Campaigners today (28 February) called on governments meeting at the United Nations to ensure no weapons or munitions are sold to human rights abusers.
The call came as delegates meet this week to resume negotiations on the Arms Trade Treaty (ATT), a legally-binding treaty to regulate the global arms trade.
Last week, Amnesty International revealed how a Leicestershire company may have supplied Colonel Gaddafi’s Libyan government forces with armoured crowd control vehicles used to crush protests in which as many as 200 people have reportedly been killed. The organisation highlighted the pressing need for strong international export controls to prevent weapons, munitions and related equipment ending up in the hands of human rights abusers.
Executive director of Amnesty International Morocco Salah Abdellaoui said: “The killings and injuring of peaceful demonstrators in the Middle East and North Africa show the urgent need for stringent controls on a wide range of arms that are likely to harm innocent citizens. Governments of arms producing countries need to understand that people will no longer accept the free-for-all in selling their weapons to leaders who have no shame in using them against their own citizens.”

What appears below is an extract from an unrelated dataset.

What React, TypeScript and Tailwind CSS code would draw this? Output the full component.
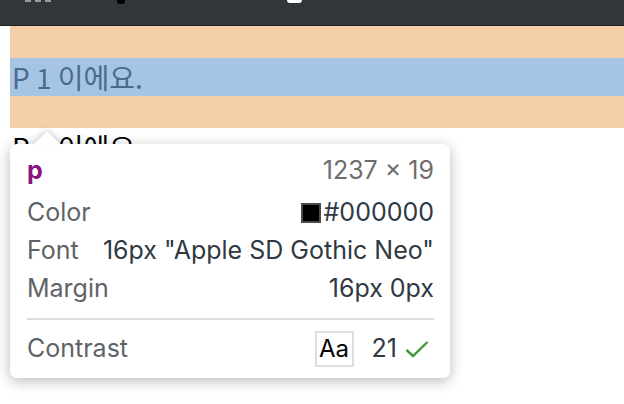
import React from "react";

export default function App() {
  const kr = { fontFamily: '"Noto Sans CJK KR", "Liberation Sans", sans-serif' };
  const ui = { fontFamily: 'Inter, "Liberation Sans", sans-serif' };
  return (
    <div className="w-[624px] h-[404px] bg-white relative overflow-hidden">
      {/* top dark bar */}
      <div className="h-[26px] bg-[#323639] border-b border-[#1e2022] flex items-start">
        <div className="ml-[25px] flex gap-[4px]">
          <div className="w-[6px] h-[2px] bg-[#9a9da0]" />
          <div className="w-[6px] h-[2px] bg-[#9a9da0]" />
          <div className="w-[6px] h-[2px] bg-[#9a9da0]" />
        </div>
        <div className="ml-[66px] w-[8px] h-[4px] bg-black rounded-b-[3px]" />
        <div className="ml-[162px] w-[15px] h-[3px] bg-white rounded-b-full" />
      </div>

      {/* page content */}
      <div className="pl-[10px]" style={kr}>
        <div className="bg-[#f4cea6] py-[32px]">
          <div className="h-[38px] bg-[#a6c5e5] text-[#4b6b8d] text-[28px] leading-[38px] pl-[2px]">
            P 1 이에요.
          </div>
        </div>
        <div className="text-black text-[28px] leading-[38px] pl-[2px]">P 1 이에요.</div>
      </div>

      {/* tooltip */}
      <div
        className="absolute left-[10px] top-[144px] w-[440px] h-[234px] bg-white rounded-[7px] shadow-[0_3px_14px_rgba(0,0,0,0.28)] pt-[8px] pl-[17px] pr-[16px]"
        style={ui}
      >
        <svg
          className="absolute left-[21px] top-[-14px] drop-shadow-[0_-1px_3px_rgba(0,0,0,0.22)]"
          width="32"
          height="16"
          viewBox="0 0 32 16"
        >
          <path d="M2 15 L16 1 L30 15 Z" fill="white" />
        </svg>
        <div className="absolute left-[19px] top-0 w-[36px] h-[4px] bg-white" />
        <div className="flex items-center justify-between h-[38px] text-[25px]">
          <span className="font-bold text-[#881280]">p</span>
          <span className="text-[#6e6e6e]">1237 × 19</span>
        </div>
        <div className="flex items-center justify-between h-[38px] mt-[4px] text-[25px]">
          <span className="text-[#5f6368]">Color</span>
          <span className="flex items-center text-[#303942]">
            <span className="w-[20px] h-[20px] bg-black border-2 border-[#4a4a4a] mr-[3px]" />
            #000000
          </span>
        </div>
        <div className="flex items-center justify-between h-[38px] text-[25px]">
          <span className="text-[#5f6368]">Font</span>
          <span className="text-[#303942]">16px "Apple SD Gothic Neo"</span>
        </div>
        <div className="flex items-center justify-between h-[38px] text-[25px]">
          <span className="text-[#5f6368]">Margin</span>
          <span className="text-[#303942]">16px 0px</span>
        </div>
        <div className="h-[2px] bg-[#dcdcdc] mt-[10px]" />
        <div className="flex items-center justify-between h-[38px] mt-[10px] text-[25px]">
          <span className="text-[#5f6368]">Contrast</span>
          <span className="flex items-center text-[#303942]">
            <span className="w-[39px] h-[36px] border-2 border-[#dedede] flex items-center justify-center text-black text-[24px] mr-[18px]">
              Aa
            </span>
            21
            <svg className="ml-[8px]" width="29" height="20" viewBox="0 0 29 20">
              <path d="M1.5 11 L8 17 L22.5 3" fill="none" stroke="#3d9a37" strokeWidth="2.4" />
            </svg>
          </span>
        </div>
      </div>
    </div>
  );
}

Top of the agenda will be discussions around the criteria against which transfers of arms should either be authorised or denied. Campaigners stress that if there is a substantial risk that weapons, munitions or related equipment will be used for serious human rights violations, the sale of arms should not be authorised.
Campaigners have welcomed the UN Security Council’s decision to impose a strong arms embargo on Libya, which includes a wide range of weapons, ammunition, equipment and types of transfers. In order to avoid further such tragedies, the world urgently needs a preventive tool.
Oliver Sprague of Amnesty International’s delegation added: “It’s more important than ever that UN member states ensure that the Arms Trade Treaty will build on this important precedent.”
Governments will be discussing what should be part of an ATT. Control Arms campaigners stress that all weapons, munitions and related equipment – from armoured vehicles, missiles and aircraft through to small arms, grenades and ammunition – for the use of force in military, police and internal security operations enforcement must be covered if the Treaty is to be effective in saving lives and preventing grave human rights abuses.
The importance of international cooperation and the need for assistance amongst countries to make the treaty work effectively will also be on the ‘to-do’ list of negotiators.
Anna Macdonald of Oxfam said: “The time where our governments and companies could operate without any legally binding rules is coming to an end. It is ridiculous that there are treaties to regulate the sale of everything from dinosaur bones to postage stamps, but not deadly weapons. Those who export arms irresponsibly need to know their trading days are numbered. It’s time to put the arms trade under control.”
One person every minute dies as a result of armed violence, with thousands more injured and abused every day, according to estimates of the Control Arms Campaign, a global civil society alliance.
Baffour Amoa of the International Action Network on Small Arms (IANSA) said: “We hope that this week we will see the development of a Treaty text laying out in detail what common standards governments will have to implement in future. It is vital that this happens considering that we are halfway through the negotiations and there is not a lot of time left.”
There are currently no comprehensive, legally binding international rules governing the trade in conventional arms, and gaps and loopholes in regional and national controls allow guns, bullets, tanks, missiles and rockets to end up in conflict zones and in the hands of those who commit war crimes, grave human rights abuses and other systemic forms of armed violence.